An index to measure happiness at your workplace may seem like too corny an idea, but the experience of some of the world’s most attractive employers shows companies can no longer ignore the happiness quotient in their organisations.
A consulting firm, which is working on a report to figure out what bothers employees the most, says that as high as 60 per cent of talented employees are considering leaving their existing jobs.
The point is that employers are completely off track if they think money and flexible timing alone will help reverse this situation.
Beyond a certain financial reward threshold, it’s all about being engaged at work and being trusted.
The survey shows job satisfaction is the overwhelmingly biggest factor for talented employees, which means employees want to be happy in their roles so that they enjoy coming to office every morning.
Also, organisations have to look at letting employees do what they do best instead of trying to micro-manage them to death.
That’s because employees need time and freedom to generate new ideas -- we live in a world driven by the next innovative idea.
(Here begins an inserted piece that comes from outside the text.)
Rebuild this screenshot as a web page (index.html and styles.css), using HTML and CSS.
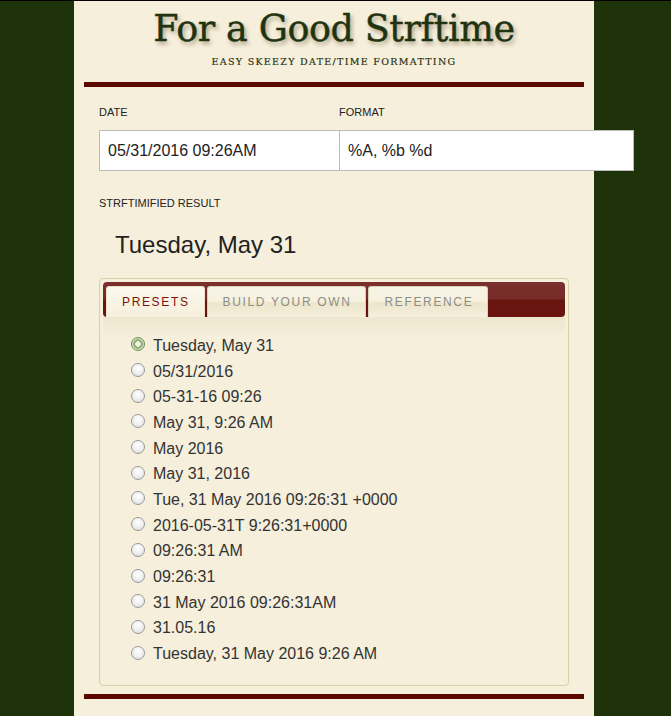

Another critical factor is recognition -- something that is ignored consistently even by the most modern organisations.
This is surprising, as it is plain common sense that recognition significantly improves employee engagement, pride and overall happiness, which have a direct impact on their productivity.
But this should be done carefully -- faking it could have a serious repercussion on the morale of employees, who can easily find out when you are appreciating somebody’s work without meaning it.
In any case, according to a University of Florida study, even model employees and star performers start to misbehave when they are angry at work, dislike their jobs, or believe their supervisors are unfair.
Studies from psychology and neurology have shown that people who experience positive emotions are more efficient and creative.
Employees tend to get ill less often, and many even stay at the company longer, reducing the huge efforts to recruit new employees.
To be sure, expressions such as 'Monday blues' and 'Thank God it’s Friday' will never go away, but what companies can do is to make sure that employees say them more in jest.
To begin with, if you are a manager, try this out: Since you can shape the office environment with something as simple as the expression you wear when walking into work, try and smile more often.
Chances are your teammates will smile back.
That’s like sowing the first seeds of happiness at your workplace.